When the researchers added in an additional element — measuring a protein called Ki-67 that is found in the nucleus of actively proliferating cells — it increased the device’s ability to predict migration/metastatic potential to 100% of their specimens.

Next, they isolated cells with a high rate of migration through MAqCI’s channels — cells believed to initiate metastasis — to see if they were more metastatic than the parental population of cancer cells that were not specifically isolated for metastatic properties (so called “unsorted” cells). They injected the two cell populations into mice, and found that while both cell populations formed tumors, 4 of 8 mice injected with migratory cells developed metastases in the bone after eight weeks, a common site of breast cancer metastasis, whereas no mice injected with unsorted cells metastasized to this tissue. Mice injected with migratory cells developed metastatic tumors in the lung and liver that were eight times larger than those found in mice injected with unsorted cells.

To further examine which factors contribute to the increased metastatic potential of migratory cells, investigators compared the characteristics of these cells to nonmigratory cells, finding they were more elongated and moved with higher velocity and persistence. Studying RNA from each type of cell, investigators found that, compared with the heterogeneous unsorted population, migratory cells had gene expression changes in multiple signaling pathways related to cell survival and migration.

Next, they compared the metastatic potential of four additional human breast cancer cell lines as predicted by MAqCI to the actual behavior of these tumor cells implanted in living mice and verified MAqCI’s accurate predictions.

In additional experiments, investigators studied two well-characterized tumor specimens (HCI-001 and HCI-002) from patients with metastatic triple-negative breast cancer. These cells — which are missing the three most common receptors that promote cancer growth — were able to migrate through the channels in the MAqCI device, and also were found to have levels of Ki-67 cells consistent with metastatic disease, indicating that the device found both specimens to be metastatic.

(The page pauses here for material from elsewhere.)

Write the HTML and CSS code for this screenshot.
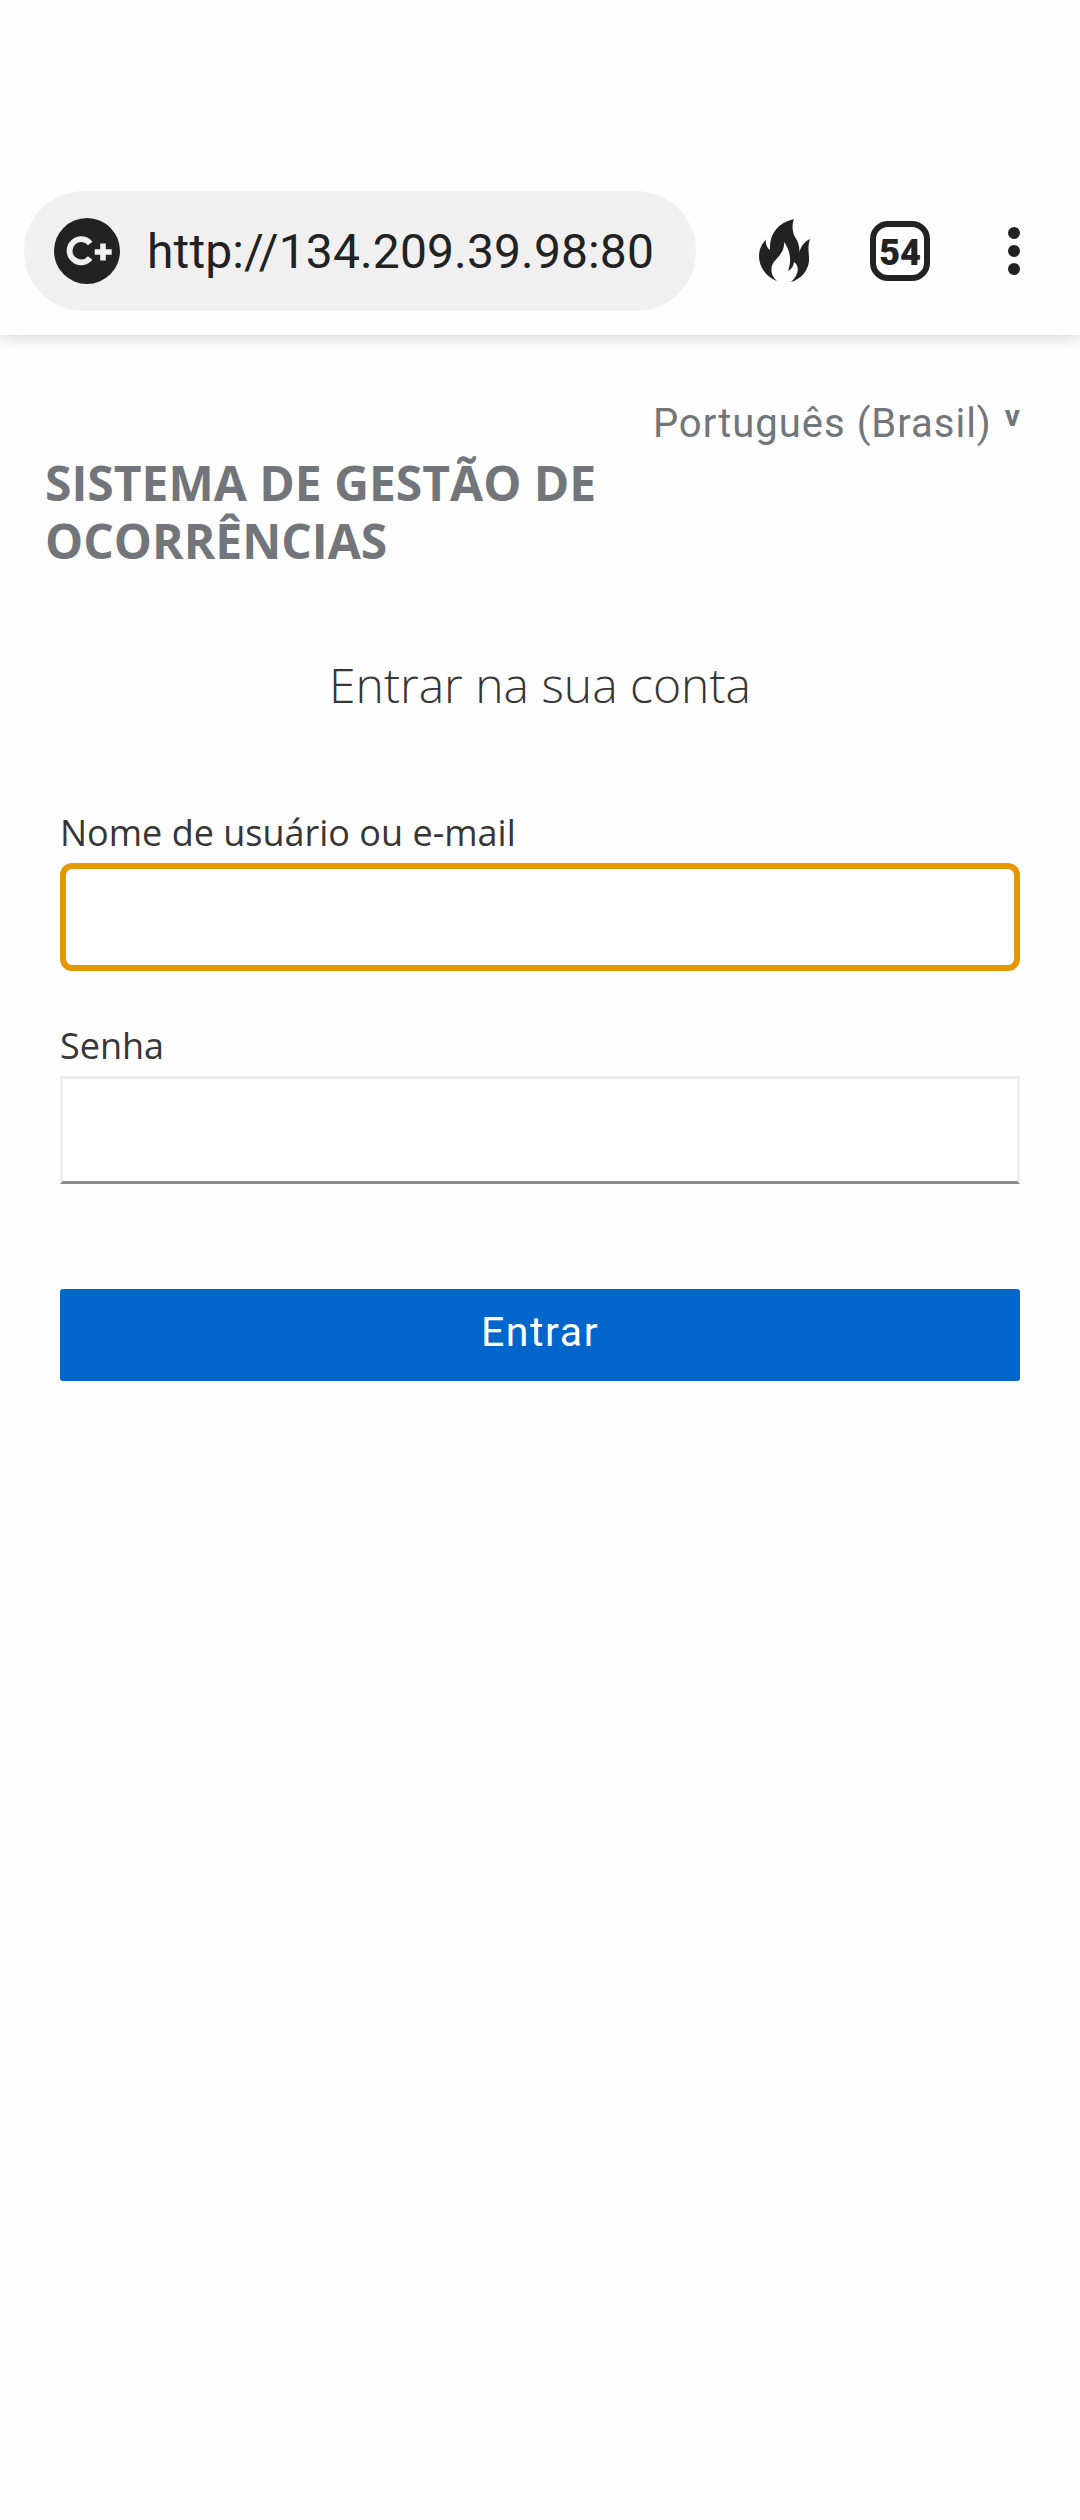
FILE: index.html
```html
<!DOCTYPE html>
<html lang="pt-BR">
<head>
<meta charset="utf-8">
<title>Entrar</title>
<link rel="stylesheet" href="styles.css">
</head>
<body>
<header class="toolbar">
  <div class="address">
    <svg class="site-icon" viewBox="0 0 66 66" width="66" height="66" aria-hidden="true">
      <circle cx="33" cy="33" r="33" fill="#222"/>
      <path d="M36.2 25.5A11.6 11.6 0 1 0 36.2 40" fill="none" stroke="#f0f0f0" stroke-width="5.8"/>
      <path d="M49 25.5v17M40.7 34h17" fill="none" stroke="#f0f0f0" stroke-width="5.6"/>
    </svg>
    <span class="url">http://134.209.39.98:80</span>
  </div>
  <svg class="fire" viewBox="0 0 52 64" width="52" height="64" aria-hidden="true">
    <path fill="#222" d="M35 0C32.500 7 33.500 13 36 18C39 22 40.500 27 40.500 33C42 27 46 22 51 20C48 29 50.500 35 50 42C49 52 42 60 32 63C40 56 41 47 35 43C34.500 47 32.500 50.500 29 52C33 41 31 31 25 23C26 37 12.500 40 12.500 50C12 55 15 60 18 62C7 58 0 48 0 37Q0 28 7 20.500C6 25 8 29 11 31C10 16 18 4 35 0Z"/>
  </svg>
  <div class="tabs">54</div>
  <div class="menu"><i></i><i></i><i></i></div>
</header>
<main class="login">
  <div class="locale"><span>Português (Brasil)</span><span class="caret">v</span></div>
  <div class="brand">SISTEMA DE GESTÃO DE OCORRÊNCIAS</div>
  <h1 class="heading">Entrar na sua conta</h1>
  <form class="form">
    <label class="label" for="username">Nome de usuário ou e-mail</label>
    <input class="field field-focused" id="username" type="text">
    <label class="label" for="password">Senha</label>
    <input class="field" id="password" type="password">
    <button class="submit" type="button">Entrar</button>
  </form>
</main>
</body>
</html>
```
FILE: styles.css
```css
* { box-sizing: border-box; }
body {
  margin: 0;
  min-height: 2520px;
  background: #fefefe;
  color: #363636;
  font-family: "Open Sans", sans-serif;
}
.toolbar {
  display: flex;
  align-items: center;
  height: 335px;
  padding: 167px 60px 0 24px;
  background: #fefefe;
  box-shadow: 0 0 18px rgba(0, 0, 0, .22);
  font-family: Roboto, sans-serif;
  color: #222;
}
.address {
  display: flex;
  align-items: center;
  width: 672px;
  height: 120px;
  padding-left: 30px;
  border-radius: 60px;
  background: #f0f0f0;
}
.url {
  margin: 2px 0 0 27px;
  font-size: 48px;
  line-height: 60px;
  letter-spacing: .13px;
  white-space: nowrap;
}
.fire { margin-left: 63px; }
.tabs {
  width: 60px;
  height: 60px;
  margin-left: 59px;
  border: 6px solid #222;
  border-radius: 18px;
  font-size: 36px;
  font-weight: 900;
  line-height: 52px;
  text-align: center;
}
.menu {
  display: flex;
  flex-direction: column;
  gap: 6px;
  margin-left: 78px;
}
.menu i {
  width: 12px;
  height: 12px;
  border-radius: 50%;
  background: #222;
}
.login { padding: 60px 60px 0; }
.locale {
  display: flex;
  justify-content: flex-end;
  height: 59px;
  font-family: Roboto, sans-serif;
  font-size: 40px;
  line-height: 58px;
  letter-spacing: 1px;
  color: #72767b;
}
.caret {
  margin-left: 13px;
  font-size: 30px;
  font-weight: 700;
  line-height: 41px;
  letter-spacing: 0;
}
.brand {
  width: 600px;
  margin-left: -15px;
  font-size: 48px;
  font-weight: 700;
  line-height: 58px;
  color: #72767b;
}
.heading {
  margin: 83px 0 0;
  font-size: 48px;
  font-weight: 300;
  line-height: 64px;
  text-align: center;
}
.form {
  display: flex;
  flex-direction: column;
  margin-top: 89px;
}
.label {
  font-size: 36px;
  line-height: 54px;
}
.field {
  width: 100%;
  height: 108px;
  margin: 3px 0 48px;
  border: 3px solid #ededed;
  border-bottom-color: #8a8d90;
  border-radius: 0;
  background: #fff;
  font-size: 48px;
  outline: none;
}
.field-focused {
  border: 6px solid #e59700;
  border-radius: 12px;
}
.submit {
  height: 92px;
  margin-top: 57px;
  padding: 0 0 6px;
  border: 0;
  border-radius: 3px;
  background: #06c;
  color: #fff;
  font-family: Roboto, sans-serif;
  font-size: 41px;
  line-height: 60px;
  letter-spacing: 1.6px;
}
```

Finally, the investigators tested MAqCI’s ability to predict the effectiveness of potential therapies that inhibit cell motility. They looked at the drugs trametinib, FDA-approved for melanomas, and BKM120, a PI3K inhibitor undergoing study in clinical trials for breast cancer. The team found that trametinib was effective in reducing the percentage of migratory cells in three triple-negative breast cancer cell lines with high metastatic potential. However, the other drug, BKM120, reduced the percentage of migratory cells in just two of these three cell lines, and actually increased the migratory capability of cells in the third cell line, which investigators found was due to the different gene mutations in each of the cell lines — a common confounding factor in cancer treatment.

“This finding illustrates the varied responses of tumor cells to different drugs, and why we need ways to further subclassify tumors beyond classic molecular activity like triple negative, HER2, etc.,” Konstantopoulos said.

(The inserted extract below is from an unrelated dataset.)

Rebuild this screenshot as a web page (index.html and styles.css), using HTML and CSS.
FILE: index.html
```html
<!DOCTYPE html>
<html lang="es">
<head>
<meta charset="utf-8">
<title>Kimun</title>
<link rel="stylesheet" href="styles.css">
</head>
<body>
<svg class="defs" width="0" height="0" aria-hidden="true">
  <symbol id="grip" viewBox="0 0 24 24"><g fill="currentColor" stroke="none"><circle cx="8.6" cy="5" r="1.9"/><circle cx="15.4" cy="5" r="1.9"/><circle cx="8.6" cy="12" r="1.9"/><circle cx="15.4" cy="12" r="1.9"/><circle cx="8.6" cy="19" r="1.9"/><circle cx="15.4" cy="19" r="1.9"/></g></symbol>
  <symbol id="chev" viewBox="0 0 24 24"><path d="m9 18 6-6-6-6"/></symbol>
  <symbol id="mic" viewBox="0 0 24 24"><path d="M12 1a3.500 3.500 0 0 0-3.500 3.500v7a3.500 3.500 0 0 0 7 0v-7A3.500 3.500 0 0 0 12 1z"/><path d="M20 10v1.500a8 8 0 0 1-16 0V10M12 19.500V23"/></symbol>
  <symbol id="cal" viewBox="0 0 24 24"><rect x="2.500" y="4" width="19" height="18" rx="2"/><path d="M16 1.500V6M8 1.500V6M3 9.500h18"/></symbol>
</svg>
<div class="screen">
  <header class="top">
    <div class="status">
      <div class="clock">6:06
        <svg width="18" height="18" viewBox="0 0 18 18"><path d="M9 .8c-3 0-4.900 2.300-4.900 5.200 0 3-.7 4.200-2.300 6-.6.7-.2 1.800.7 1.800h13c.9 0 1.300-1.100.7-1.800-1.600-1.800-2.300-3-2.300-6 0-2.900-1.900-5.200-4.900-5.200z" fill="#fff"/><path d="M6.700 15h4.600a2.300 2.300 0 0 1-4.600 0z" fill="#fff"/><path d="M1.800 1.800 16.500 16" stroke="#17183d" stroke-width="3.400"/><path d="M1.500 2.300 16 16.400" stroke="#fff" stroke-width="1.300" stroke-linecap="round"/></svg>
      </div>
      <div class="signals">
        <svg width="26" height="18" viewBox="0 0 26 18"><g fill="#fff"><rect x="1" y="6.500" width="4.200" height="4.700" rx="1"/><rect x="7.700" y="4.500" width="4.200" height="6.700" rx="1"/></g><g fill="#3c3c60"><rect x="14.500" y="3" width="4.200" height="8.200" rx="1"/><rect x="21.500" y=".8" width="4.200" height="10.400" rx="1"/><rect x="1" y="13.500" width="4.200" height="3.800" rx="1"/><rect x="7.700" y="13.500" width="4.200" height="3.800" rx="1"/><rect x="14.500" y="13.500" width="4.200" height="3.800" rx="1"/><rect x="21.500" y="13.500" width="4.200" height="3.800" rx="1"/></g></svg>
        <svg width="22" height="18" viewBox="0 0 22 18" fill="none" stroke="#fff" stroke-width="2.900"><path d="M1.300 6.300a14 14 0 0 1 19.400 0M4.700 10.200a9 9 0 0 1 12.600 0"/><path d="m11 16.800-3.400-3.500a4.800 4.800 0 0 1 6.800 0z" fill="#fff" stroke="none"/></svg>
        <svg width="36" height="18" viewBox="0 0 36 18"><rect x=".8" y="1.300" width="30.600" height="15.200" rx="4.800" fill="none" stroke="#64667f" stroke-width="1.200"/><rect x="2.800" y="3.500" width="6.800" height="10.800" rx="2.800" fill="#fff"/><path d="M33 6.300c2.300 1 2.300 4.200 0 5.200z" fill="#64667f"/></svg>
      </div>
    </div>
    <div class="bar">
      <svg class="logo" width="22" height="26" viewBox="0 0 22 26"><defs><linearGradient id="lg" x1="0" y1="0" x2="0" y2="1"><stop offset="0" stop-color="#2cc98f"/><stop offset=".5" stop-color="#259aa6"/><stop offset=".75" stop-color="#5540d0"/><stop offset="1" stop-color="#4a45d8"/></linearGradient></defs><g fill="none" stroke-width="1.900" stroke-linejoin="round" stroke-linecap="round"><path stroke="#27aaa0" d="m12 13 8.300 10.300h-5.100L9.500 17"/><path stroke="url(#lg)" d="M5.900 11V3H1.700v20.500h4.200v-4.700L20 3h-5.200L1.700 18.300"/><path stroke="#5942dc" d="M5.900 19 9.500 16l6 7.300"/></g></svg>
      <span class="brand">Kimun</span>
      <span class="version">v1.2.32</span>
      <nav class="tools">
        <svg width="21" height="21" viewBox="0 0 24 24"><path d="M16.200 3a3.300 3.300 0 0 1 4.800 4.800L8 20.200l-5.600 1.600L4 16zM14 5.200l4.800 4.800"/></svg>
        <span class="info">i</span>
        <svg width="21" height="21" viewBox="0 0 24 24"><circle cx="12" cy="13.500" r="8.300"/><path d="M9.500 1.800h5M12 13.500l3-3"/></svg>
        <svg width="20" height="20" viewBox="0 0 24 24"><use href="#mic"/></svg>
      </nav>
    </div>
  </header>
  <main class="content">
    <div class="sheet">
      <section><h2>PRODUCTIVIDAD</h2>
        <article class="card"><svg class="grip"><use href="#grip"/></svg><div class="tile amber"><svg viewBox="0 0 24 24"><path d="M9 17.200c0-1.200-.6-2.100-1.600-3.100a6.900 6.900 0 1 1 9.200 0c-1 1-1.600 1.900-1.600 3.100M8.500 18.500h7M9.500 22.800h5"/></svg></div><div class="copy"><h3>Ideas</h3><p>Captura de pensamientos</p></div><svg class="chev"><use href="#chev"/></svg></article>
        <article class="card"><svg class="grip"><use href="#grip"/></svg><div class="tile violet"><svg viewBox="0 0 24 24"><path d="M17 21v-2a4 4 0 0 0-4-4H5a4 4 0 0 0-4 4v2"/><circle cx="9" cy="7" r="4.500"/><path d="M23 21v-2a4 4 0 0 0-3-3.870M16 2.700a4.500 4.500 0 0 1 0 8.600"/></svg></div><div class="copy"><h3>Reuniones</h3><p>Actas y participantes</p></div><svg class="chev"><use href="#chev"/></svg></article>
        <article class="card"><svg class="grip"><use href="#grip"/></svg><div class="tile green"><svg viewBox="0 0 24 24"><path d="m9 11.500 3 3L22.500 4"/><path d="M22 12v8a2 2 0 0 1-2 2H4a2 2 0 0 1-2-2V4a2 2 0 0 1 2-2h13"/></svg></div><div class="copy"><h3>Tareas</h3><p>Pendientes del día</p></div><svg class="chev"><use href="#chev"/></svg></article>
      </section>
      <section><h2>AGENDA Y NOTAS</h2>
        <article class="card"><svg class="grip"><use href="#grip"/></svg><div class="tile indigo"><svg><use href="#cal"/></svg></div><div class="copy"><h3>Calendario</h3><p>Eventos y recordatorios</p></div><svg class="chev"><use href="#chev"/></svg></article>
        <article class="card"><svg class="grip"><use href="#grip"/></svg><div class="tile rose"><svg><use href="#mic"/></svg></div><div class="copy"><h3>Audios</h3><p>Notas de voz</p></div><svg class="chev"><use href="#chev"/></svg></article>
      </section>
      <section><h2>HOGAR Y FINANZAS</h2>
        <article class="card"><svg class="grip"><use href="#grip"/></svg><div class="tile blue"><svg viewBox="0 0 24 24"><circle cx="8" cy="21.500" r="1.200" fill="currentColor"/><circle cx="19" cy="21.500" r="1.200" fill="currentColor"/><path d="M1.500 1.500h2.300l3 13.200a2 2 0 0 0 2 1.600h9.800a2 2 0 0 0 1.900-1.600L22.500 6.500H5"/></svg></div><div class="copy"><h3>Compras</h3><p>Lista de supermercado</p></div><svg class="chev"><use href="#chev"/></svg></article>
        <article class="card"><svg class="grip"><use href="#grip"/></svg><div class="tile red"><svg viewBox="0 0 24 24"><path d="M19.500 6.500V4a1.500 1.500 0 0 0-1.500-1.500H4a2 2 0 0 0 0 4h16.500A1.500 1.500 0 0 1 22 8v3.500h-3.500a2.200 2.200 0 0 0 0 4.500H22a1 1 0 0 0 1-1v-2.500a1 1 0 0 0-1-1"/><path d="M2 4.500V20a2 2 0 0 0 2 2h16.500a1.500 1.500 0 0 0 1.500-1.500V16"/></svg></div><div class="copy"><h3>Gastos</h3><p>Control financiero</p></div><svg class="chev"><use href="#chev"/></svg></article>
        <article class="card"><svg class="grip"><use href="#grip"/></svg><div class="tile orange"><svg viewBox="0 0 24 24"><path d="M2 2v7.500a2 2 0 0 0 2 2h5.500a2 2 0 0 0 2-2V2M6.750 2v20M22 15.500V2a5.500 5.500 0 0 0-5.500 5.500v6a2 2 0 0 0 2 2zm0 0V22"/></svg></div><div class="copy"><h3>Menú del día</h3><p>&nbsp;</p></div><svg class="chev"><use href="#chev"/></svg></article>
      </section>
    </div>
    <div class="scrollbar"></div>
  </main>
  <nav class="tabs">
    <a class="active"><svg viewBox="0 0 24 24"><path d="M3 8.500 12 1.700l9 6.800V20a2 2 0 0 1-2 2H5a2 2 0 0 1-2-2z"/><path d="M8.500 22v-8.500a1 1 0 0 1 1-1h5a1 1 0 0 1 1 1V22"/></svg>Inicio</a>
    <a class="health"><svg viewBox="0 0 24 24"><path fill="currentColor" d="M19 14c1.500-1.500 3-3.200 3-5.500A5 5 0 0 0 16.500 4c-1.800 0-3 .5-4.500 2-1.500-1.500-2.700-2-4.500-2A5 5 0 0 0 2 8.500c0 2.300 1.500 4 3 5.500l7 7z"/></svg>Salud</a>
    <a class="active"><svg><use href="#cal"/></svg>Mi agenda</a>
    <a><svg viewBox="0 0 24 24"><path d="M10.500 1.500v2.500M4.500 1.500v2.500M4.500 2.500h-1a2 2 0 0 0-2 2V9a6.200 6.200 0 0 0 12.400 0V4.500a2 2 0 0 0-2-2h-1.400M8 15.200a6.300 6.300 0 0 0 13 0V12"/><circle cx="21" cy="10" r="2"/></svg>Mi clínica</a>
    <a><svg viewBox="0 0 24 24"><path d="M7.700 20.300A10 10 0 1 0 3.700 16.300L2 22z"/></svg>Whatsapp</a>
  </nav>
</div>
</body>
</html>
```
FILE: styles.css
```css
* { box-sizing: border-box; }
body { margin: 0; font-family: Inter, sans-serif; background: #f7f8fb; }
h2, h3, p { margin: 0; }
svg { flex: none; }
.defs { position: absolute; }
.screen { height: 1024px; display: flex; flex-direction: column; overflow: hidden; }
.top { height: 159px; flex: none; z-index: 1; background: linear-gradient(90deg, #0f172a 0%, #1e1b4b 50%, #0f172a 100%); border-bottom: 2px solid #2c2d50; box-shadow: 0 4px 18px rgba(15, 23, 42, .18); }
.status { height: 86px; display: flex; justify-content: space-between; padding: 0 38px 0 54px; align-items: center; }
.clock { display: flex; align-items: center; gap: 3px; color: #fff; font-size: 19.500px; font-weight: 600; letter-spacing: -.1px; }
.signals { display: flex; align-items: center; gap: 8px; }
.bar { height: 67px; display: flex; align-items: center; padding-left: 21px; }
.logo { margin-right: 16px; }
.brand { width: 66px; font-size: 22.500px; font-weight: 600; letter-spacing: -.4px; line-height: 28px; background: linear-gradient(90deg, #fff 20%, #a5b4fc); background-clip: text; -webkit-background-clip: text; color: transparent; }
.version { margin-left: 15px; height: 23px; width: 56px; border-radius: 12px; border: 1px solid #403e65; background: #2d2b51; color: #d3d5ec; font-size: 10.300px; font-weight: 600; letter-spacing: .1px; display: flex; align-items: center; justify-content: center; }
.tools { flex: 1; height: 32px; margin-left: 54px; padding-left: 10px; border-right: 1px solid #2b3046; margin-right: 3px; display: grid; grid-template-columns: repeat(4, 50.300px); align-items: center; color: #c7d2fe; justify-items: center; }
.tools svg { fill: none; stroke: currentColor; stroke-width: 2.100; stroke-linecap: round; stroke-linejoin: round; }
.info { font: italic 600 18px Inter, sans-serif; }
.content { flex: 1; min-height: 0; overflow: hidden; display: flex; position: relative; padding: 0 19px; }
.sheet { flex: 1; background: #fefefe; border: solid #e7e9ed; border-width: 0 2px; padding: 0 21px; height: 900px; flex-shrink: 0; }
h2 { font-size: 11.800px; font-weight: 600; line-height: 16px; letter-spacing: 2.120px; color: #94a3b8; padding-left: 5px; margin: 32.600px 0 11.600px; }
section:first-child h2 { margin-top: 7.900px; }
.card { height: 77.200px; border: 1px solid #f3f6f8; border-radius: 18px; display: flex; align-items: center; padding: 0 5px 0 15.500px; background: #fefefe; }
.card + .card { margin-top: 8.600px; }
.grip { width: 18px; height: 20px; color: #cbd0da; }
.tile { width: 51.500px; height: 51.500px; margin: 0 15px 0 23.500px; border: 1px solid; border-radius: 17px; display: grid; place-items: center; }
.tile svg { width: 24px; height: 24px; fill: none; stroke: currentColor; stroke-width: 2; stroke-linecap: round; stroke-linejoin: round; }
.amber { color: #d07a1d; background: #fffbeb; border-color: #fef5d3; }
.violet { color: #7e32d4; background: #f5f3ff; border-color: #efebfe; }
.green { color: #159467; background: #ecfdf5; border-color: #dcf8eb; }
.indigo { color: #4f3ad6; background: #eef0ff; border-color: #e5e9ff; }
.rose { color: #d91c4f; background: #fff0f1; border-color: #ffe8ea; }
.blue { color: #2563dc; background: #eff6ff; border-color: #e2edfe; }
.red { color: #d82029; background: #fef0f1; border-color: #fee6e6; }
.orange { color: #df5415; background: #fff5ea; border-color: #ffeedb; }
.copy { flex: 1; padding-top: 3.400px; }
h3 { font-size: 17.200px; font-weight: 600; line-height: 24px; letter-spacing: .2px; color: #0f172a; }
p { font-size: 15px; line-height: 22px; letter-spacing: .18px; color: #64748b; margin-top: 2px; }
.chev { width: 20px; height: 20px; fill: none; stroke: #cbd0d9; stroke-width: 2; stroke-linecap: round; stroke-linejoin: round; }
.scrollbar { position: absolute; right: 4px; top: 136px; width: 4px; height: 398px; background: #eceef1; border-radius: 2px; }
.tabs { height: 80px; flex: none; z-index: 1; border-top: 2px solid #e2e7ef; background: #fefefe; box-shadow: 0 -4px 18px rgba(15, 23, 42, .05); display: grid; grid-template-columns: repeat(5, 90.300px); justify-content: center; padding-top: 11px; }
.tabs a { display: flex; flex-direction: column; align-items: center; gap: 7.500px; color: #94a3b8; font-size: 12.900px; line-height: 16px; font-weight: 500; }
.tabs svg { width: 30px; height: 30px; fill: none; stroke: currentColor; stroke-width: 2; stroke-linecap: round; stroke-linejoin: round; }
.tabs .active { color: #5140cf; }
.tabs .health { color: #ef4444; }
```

If additional studies affirm the capabilities of the MAqCI test, it could be used to monitor the migratory and proliferative tendencies of cells isolated from a biopsy or removed breast cancer or other solid tumor, the team said.

Study co-authors were Christopher L. Yankaskas, Colin D. Paul, Panagiotis Mistriotis, Daniel J. Shea, Kristen M. Manto and Andreas C. Chai of Johns Hopkins; Keyata N. Thompson, Michele I. Vitolo, Aikaterini Kontrogianni-Konstantopoulos and Stuart S. Martin of the University of Maryland School of Medicine; Ankit Mahendra and Navin Varadarajan of the University of Houston; and Vivek K. Bajpai of Stanford University.

The work was supported by the National Cancer Institute through grants R01-CA183804, R01-CA216855, R01-CA154624, R01-CA174385 and K01-CA166576; the Cancer Prevention and Research Institute of Texas (CPRIT) grant RP180466; the Melanoma Research Alliance Award 509800; the Congressionally Directed Medical Research Programs (CDMRP) grant CA160591; and Department of Defense grant W81XWH-17-1-0246. Vitolo was supported by an American Cancer Society Research Scholar Grant, RSG-18-028-01-CSM.